7. Baechu Kimchi(75.9%) was found to be the most favorite Kimchi for Chinese, and Oi Kimchi(59.3%), Kkakdugi(52.8%), Nabak Kimchi(39.3%) and Yoelmu Kimchi(37.7%) were followed in order. The type of Kimchi wanted by Chinese was 'less strong seasoning'(53.4%), 'less hot taste'(46.0%), 'sweeter taste'(39.3%), 'less salty taste'(37.2%), and 'no fish-like smell'(35.6%) of Kimchi in order.
8. 97.6% of the surveyed Chinese had an affirmative opinion of Kimchi intake in the future. And the intention of future consumption of Kimchi were significantly higher for female than male. The improvement points of Kimchi to increase the Chinese Kimchi consumption were 'development of Kimchi for Chinese's preference'(81.2%), 'improvement of sanitation'(73.5%), 'decreased the sale price of Kimchi'(72.8%), and 'convenient place for Kimchi purchase'(63.8%) in order.
9. The subjects knew about the Korean foods made with Kimchi, such as Kimchi kimbap(74.8%), Kimchi bibimbap(71.5%), Kimchi bokkeumbap(61.7%), Kimchi guk(58.1%) in order. But the experience of consumption for Korean foods made with Kimchi was low compared to the knowledge of the Korean foods made with Kimchi. Chinese's most favorite foods made with Kimchi were Kimchi bossam, Kimchi bibimbap, Kimchi bokkeumbap and Kimchi kimbap, Kimchi bokkeum, Kimchi tteoksanjeok and Kimchi jeon in order.

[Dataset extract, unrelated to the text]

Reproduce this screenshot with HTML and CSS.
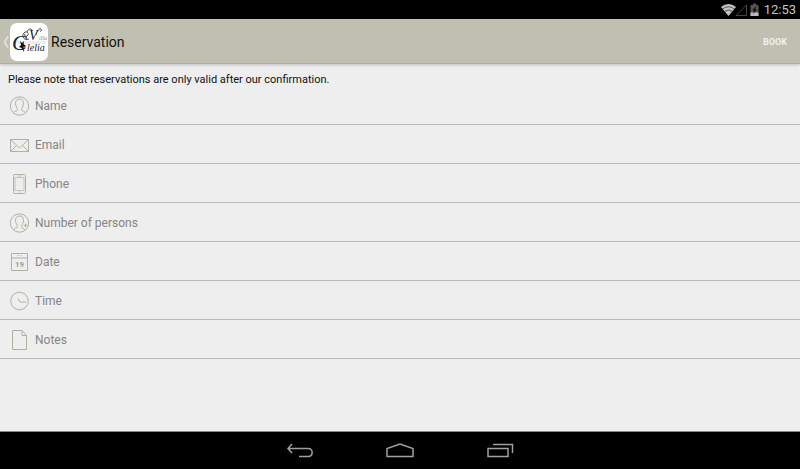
FILE: index.html
```html
<!DOCTYPE html>
<html lang="en">
<head>
  <meta charset="UTF-8" />
  <meta name="viewport" content="width=device-width, initial-scale=1.0" />
  <title>Reservation</title>
  <link rel="stylesheet" href="styles.css">
</head>
<body>
  <div class="status-bar">
    <svg width="38" height="14" viewBox="0 0 38 14">
      <path d="M0 4Q7.500 -2 15 4L7.500 13Z" fill="#c4c4c4"/>
      <path d="M1.500 6Q7.500 1.500 13.500 6M3.500 8.500Q7.500 5.500 11.500 8.500" fill="none" stroke="#333" stroke-width="0.8"/>
      <path d="M15 12.500H25.500V2Z" fill="none" stroke="#484848"/>
      <path d="M30 2H32V0.500H35V2H37.500V13H29.500V2Z" fill="#555"/>
      <path d="M29.500 9.500H37.500V13H29.500Z" fill="#bbb"/>
      <path d="M35 3L31.500 7.500H33.500L32 11L36 6.500H34Z" fill="#050505"/>
    </svg>
    <span class="clock">12:53</span>
  </div>

  <form class="screen">
    <header class="action-bar">
      <a class="up" href="#" aria-label="Back">
        <svg class="chevron" width="6" height="14" viewBox="0 0 6 14"><path d="M5 1.500L1.500 7L5 12.500" fill="none" stroke="#e2e2da" stroke-width="1.600"/></svg>
        <svg class="logo" width="38" height="38" viewBox="0 0 38 38">
          <rect width="38" height="38" rx="7" fill="#fff"/>
          <path d="M3 18H36V21H3Z" fill="#eee"/>
          <g fill="#222" font-family="'Liberation Serif', serif" font-style="italic">
            <text x="2" y="27" font-size="22">C</text>
            <text x="19" y="17" font-size="14">V</text>
            <text x="29" y="17" font-size="6" fill="#888">illa</text>
            <text x="17" y="28" font-size="10">lelia</text>
          </g>
          <path d="M19 16C14 18 11 13 14 10C17 7 20 11 17 13C15 14 14 12 15 11M17 9C18 5 22 5 22 8M26 12C27 8 29 5 31 6C32 7 31 9 30 8" fill="none" stroke="#333" stroke-width="0.9"/>
          <path d="M10 18L12 20L14 18L13.500 21L16 23L13.500 24L14 29L11.500 25L9 24L11 22Z" fill="#111"/>
        </svg>
      </a>
      <h1>Reservation</h1>
      <button class="book" type="submit">BOOK</button>
    </header>

    <main>
      <p class="note">Please note that reservations are only valid after our confirmation.</p>

      <label class="field">
        <svg viewBox="0 0 20 20">
          <circle cx="9.500" cy="10" r="9.200"/>
          <path d="M3.500 16.500C4 15 7.500 15.500 7.500 13.500C7.500 12 5.500 10.500 5.500 7.500C5.500 4.500 7 3 9.500 3S13.500 4.500 13.500 7.500C13.500 10.500 11.500 12 11.500 13.500C11.500 15.500 15 15 15.500 16.500"/>
        </svg>
        <input type="text" name="name" placeholder="Name" aria-label="Name">
      </label>
      <label class="field">
        <svg viewBox="0 0 20 20">
          <path d="M0.500 4.500H18.500V16.500H0.500ZM0.500 4.500L9.500 13L18.500 4.500M0.500 16.500L6.500 10.500M18.500 16.500L12.500 10.500"/>
        </svg>
        <input type="email" name="email" placeholder="Email" aria-label="Email">
      </label>
      <label class="field">
        <svg viewBox="0 0 20 20">
          <rect x="3.500" y="0.500" width="12" height="19" rx="1"/>
          <path d="M5 3.500H14V16.500H5ZM7.500 2H11.500M8.500 18H10.500" stroke-width="0.7"/>
        </svg>
        <input type="tel" name="phone" placeholder="Phone" aria-label="Phone">
      </label>
      <label class="field">
        <svg viewBox="0 0 20 20">
          <circle cx="9.500" cy="10" r="9.200"/>
          <path d="M3.500 16.500C4 15 7.500 15.500 7.500 13.500C7.500 12 5.500 10.500 5.500 7.500C5.500 4.500 7 3 9.500 3S13.500 4.500 13.500 7.500C13.500 10.500 11.500 12 11.500 13.500C11.500 15.500 14 15 14.500 16.500M15.500 10.500V14M13.800 12.300H17.300"/>
        </svg>
        <input type="text" name="persons" placeholder="Number of persons" aria-label="Number of persons">
      </label>
      <label class="field">
        <svg viewBox="0 0 20 20">
          <path d="M1.500 1.500H17.500V18.500H1.500ZM1.500 6H17.500M7.500 3.500H8.500M10.500 3.500H11.500"/>
          <text x="5" y="15">19</text>
        </svg>
        <input type="text" name="date" placeholder="Date" aria-label="Date">
      </label>
      <label class="field">
        <svg viewBox="0 0 20 20">
          <circle cx="9.500" cy="10" r="8.800"/>
          <path d="M8 7.500L10 11H16"/>
        </svg>
        <input type="text" name="time" placeholder="Time" aria-label="Time">
      </label>
      <label class="field">
        <svg viewBox="0 0 20 20">
          <path d="M2.500 0.500H12L16.500 5.500V19.500H2.500ZM12 0.500V5.500H16.500"/>
        </svg>
        <input type="text" name="notes" placeholder="Notes" aria-label="Notes">
      </label>
    </main>
  </form>

  <nav class="nav-bar">
    <button type="button" aria-label="Back">
      <svg width="28" height="18" viewBox="0 0 28 18"><path d="M6 2L2 6.500L6 11M2 6.500H22C27.500 6.500 27.500 14.500 22 14.500H13"/></svg>
    </button>
    <button type="button" aria-label="Home">
      <svg width="28" height="18" viewBox="0 0 28 18"><path d="M1 14.500V6.500L14 2L27 6.500V14.500Z"/></svg>
    </button>
    <button type="button" aria-label="Recent apps">
      <svg width="28" height="18" viewBox="0 0 28 18"><path d="M2 6.500H22V14.500H2ZM7 2.500H26.500V11"/></svg>
    </button>
  </nav>
</body>
</html>
```
FILE: styles.css
```css
* {
  box-sizing: border-box;
}
body {
  margin: 0;
  min-height: 100vh;
  display: flex;
  flex-direction: column;
  font-family: Roboto, sans-serif;
  background: #eee;
  color: #111;
}
button {
  padding: 0;
  border: none;
  background: none;
  font-family: inherit;
  cursor: pointer;
}
.status-bar {
  display: flex;
  align-items: center;
  justify-content: flex-end;
  gap: 5px;
  height: 19px;
  padding-right: 4px;
  background: #000;
}
.clock {
  font-size: 13px;
  line-height: 19px;
  color: #c4c4c4;
}
.screen {
  flex: 1;
}
.action-bar {
  display: flex;
  align-items: center;
  height: 45px;
  padding: 1px 13px 0 3px;
  background: #c0c0b2;
  border-bottom: 1px solid #adada1;
  box-shadow: 0 1px 3px rgba(0, 0, 0, 0.2);
}
.up {
  display: flex;
  align-items: center;
  gap: 1px;
}
.action-bar h1 {
  flex: 1;
  margin: 0 0 0 3px;
  font-size: 14px;
  font-weight: 400;
}
.book {
  font-size: 9px;
  font-weight: 700;
  color: #f2f2ee;
}
.note {
  margin: 0;
  padding: 9px 8px 0;
  font-size: 11px;
  line-height: 13px;
}
.field {
  display: flex;
  align-items: center;
  gap: 5px;
  height: 39px;
  padding: 2px 0 0 10px;
  border-bottom: 1px solid #b9b9b9;
}
.field svg {
  width: 20px;
  height: 20px;
  fill: none;
  stroke: #b1b19f;
}
.field svg text {
  fill: #a3a391;
  stroke: none;
  font-size: 8px;
  font-weight: 700;
}
.field input {
  flex: 1;
  min-width: 0;
  padding: 0;
  border: none;
  outline: none;
  background: none;
  font-family: inherit;
  font-size: 12px;
  color: #111;
}
.field input::placeholder {
  color: #858585;
  opacity: 1;
}
.nav-bar {
  display: flex;
  align-items: center;
  justify-content: center;
  gap: 72px;
  height: 38px;
  background: #000;
  border-top: 1px solid #888;
}
.nav-bar svg {
  display: block;
  fill: none;
  stroke: #a0a0a0;
  stroke-width: 1.5;
}
```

10. Among the 9 kinds of new Chinese foods made with Kimchi, Kimchi chao zhurou(fried pork with Kimchi), Kimchi chao mian(fried noodle with Kimchi), Kimchi chao youcai xiaren(fried rape and prawn with Kimchi), Kimchi zhuroushuijiao(dumpling with pork and Kimchi), Kimchi gedatang(wheat flakes soup with Kimchi), Kimchi hundun(dumpling with Kimchi), and Kimchi youbing(panfried flour with Kimchi) were highly preferred foods by the subjects. However, the preference of Kimchi lamian(handmade knife-cut noodle with Kimchi) and Kimchi tangyuan(tangyuan with Kimchi) were very low.